Now we have a lot of people from the Indian film industry who have become Academy members over the last few years. They should also be on the front foot and support it, whether it’s on social media or however else as a soft campaign. Every little thing helps.
Everyone assumes that with an Oscar campaign you have one goal which is to secure the nomination. But are there other advantages of having those audiences experience Indian cinema, even if you don’t get that nomination?
Yes, absolutely. The other forms are more people experiencing our stories and our talent. There was an article recently in The Guardian about which filmmakers should direct the next Indiana Jones if Spielberg doesn’t, and out of the five global filmmakers, one of them is Lijo. That journalist would have experienced Lijo’s film at a festival which led to that. That’s the beauty of being out there and that’s the kind of tangible impact you can have.
What advice would you have for Indian films that are out on the festival circuit that are hoping to secure an American distributor? Is it just about networking at those festivals?
I would say for foreign language films, it is festivals and every festival has a market which is for that exact purpose.
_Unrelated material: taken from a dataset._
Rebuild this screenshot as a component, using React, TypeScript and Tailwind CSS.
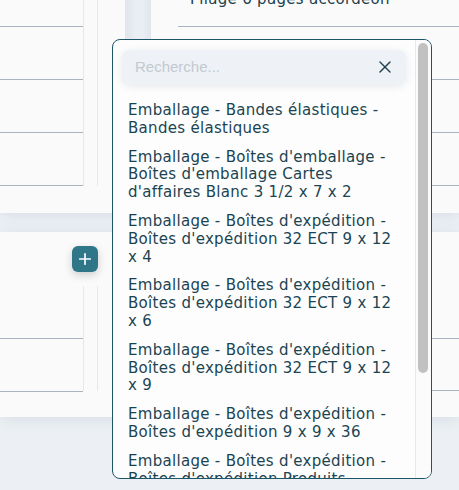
import { X, Plus } from 'lucide-react'

const items = [
  ['Emballage - Bandes élastiques -', 'Bandes élastiques'],
  ['Emballage - Boîtes d\'emballage -', 'Boîtes d\'emballage Cartes', 'd\'affaires Blanc 3 1/2 x 7 x 2'],
  ['Emballage - Boîtes d\'expédition -', 'Boîtes d\'expédition 32 ECT 9 x 12', 'x 4'],
  ['Emballage - Boîtes d\'expédition -', 'Boîtes d\'expédition 32 ECT 9 x 12', 'x 6'],
  ['Emballage - Boîtes d\'expédition -', 'Boîtes d\'expédition 32 ECT 9 x 12', 'x 9'],
  ['Emballage - Boîtes d\'expédition -', 'Boîtes d\'expédition 9 x 9 x 36'],
  ['Emballage - Boîtes d\'expédition -', 'Boîtes d\'expédition Produits', '12 x 12 x 12'],
]

function TableRows({ count }: { count: number }) {
  return (
    <div className="flex">
      <div className="w-[83px]">
        {Array.from({ length: count }).map((_, i) => (
          <div key={i} className="h-[53px] border-b border-[#a9b4c0]" />
        ))}
      </div>
      <div className="w-[15px] border-x border-[#e6e8eb]" />
    </div>
  )
}

export default function App() {
  return (
    <div
      className="relative h-[490px] w-[459px] overflow-hidden bg-[#ecf0f4]"
      style={{ fontFamily: '"DejaVu Sans", Verdana, sans-serif' }}
    >
      <div className="-mt-[26px] flex flex-col gap-[19px]">
        {/* top row */}
        <div className="flex gap-[26px]">
          <div className="h-[239px] w-[125px] shrink-0 bg-[#fafafa] shadow-[2px_2px_14px_rgba(60,90,120,0.12)]">
            <TableRows count={4} />
          </div>
          <div className="h-[239px] flex-1 bg-[#fafafa] pl-[27px] shadow-[0_2px_14px_rgba(60,90,120,0.12)]">
            <div className="flex h-[53px] items-end border-b border-[#a9b4c0] pb-[17px] pl-[12px] text-[15px] leading-[17.6px] tracking-[0.3px] text-[#1d3f4d]">
              Pliage 6 pages accordeon
            </div>
            <div className="h-[53px] border-b border-[#a9b4c0]" />
            <div className="h-[53px] border-b border-[#a9b4c0]" />
            <div className="h-[53px] border-b border-[#a9b4c0]" />
          </div>
        </div>

        {/* bottom row */}
        <div className="flex gap-[26px]">
          <div className="h-[185px] w-[125px] shrink-0 bg-[#fafafa] shadow-[2px_2px_14px_rgba(60,90,120,0.12)]">
            <div className="flex h-[54px] items-center pl-[72px]">
              <button className="flex size-[26px] items-center justify-center rounded-[6px] bg-[#2f7689] text-white shadow-[0_3px_8px_rgba(0,0,0,0.18)]">
                <Plus className="size-[18px]" strokeWidth={2.25} />
              </button>
            </div>
            <div className="flex">
              <div className="w-[83px] pt-[52px]">
                <div className="h-[53px] border-t border-[#a9b4c0]" />
                <div className="border-t border-[#a9b4c0]" />
              </div>
              <div className="h-[105px] w-[15px] border-x border-[#e6e8eb]" />
            </div>
          </div>
          <div className="h-[185px] flex-1 bg-[#fafafa] pl-[27px] pt-[106px] shadow-[0_2px_14px_rgba(60,90,120,0.12)]">
            <div className="h-[52px] border-t border-[#a9b4c0]" />
            <div className="border-t border-[#a9b4c0]" />
          </div>
        </div>
      </div>

      {/* dropdown */}
      <div className="absolute left-[112px] top-[39px] flex h-[440px] w-[320px] overflow-hidden rounded-[8px] border border-[#1c5668] bg-[#fdfdfd]">
        <div className="flex min-w-0 flex-1 flex-col">
          <div className="px-[9px] pt-[10px]">
            <div className="flex h-[34px] items-center justify-between rounded-[8px] bg-[#eef2f6] pl-[13px] pr-[11px] shadow-[0_2px_8px_rgba(40,70,100,0.12)]">
              <span
                className="text-[15px] text-[#c3c9d0]"
                style={{ fontFamily: '"Liberation Sans", Arial, sans-serif' }}
              >
                Recherche...
              </span>
              <X className="size-[20px] text-[#1d3f4d]" strokeWidth={1.6} />
            </div>
          </div>
          <div className="mt-[18px] flex flex-col gap-[11px] px-[15px] text-[15px] leading-[17.8px] tracking-[0.3px] text-[#1b4452]">
            {items.map((lines, i) => (
              <div key={i}>
                {lines.map((l, j) => (
                  <div key={j} className="whitespace-nowrap">{l}</div>
                ))}
              </div>
            ))}
          </div>
        </div>
        <div className="w-[16px] shrink-0 border-l border-[#e8e8e8] bg-[#fbfbfb] pl-[2px] pt-[3px]">
          <div className="h-[330px] w-[10px] rounded-full bg-[#c1c1c1]" />
        </div>
      </div>
    </div>
  )
}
Festivals aren’t just about landing up there and doing a screening and drinking champagne and coming back. There’s a lot of producing work that needs to happen in the months before, like finding the best buyer. That festival has hundreds of films so how do you stand out amongst those? That process needs to start very early on. That’s also why we miss a lot of creative producing and hands-on producing in India. I remember for Peddlers and Gangs Of Wasseypur, I went to Paris two months before Cannes (film festival) to figure out sales agents and buyers and get a lay of the land. You have to just put yourself out there and knock on doors. That’s the producer’s job.
I do think the needle has moved since then. I really liked how Guuly Boy campaigned. But yes, we have a long journey ahead. As a start point, all Academy Members from India should unify and support their country’s nomination – that in itself will make a huge impact in the footprint of Indian cinema worldwide.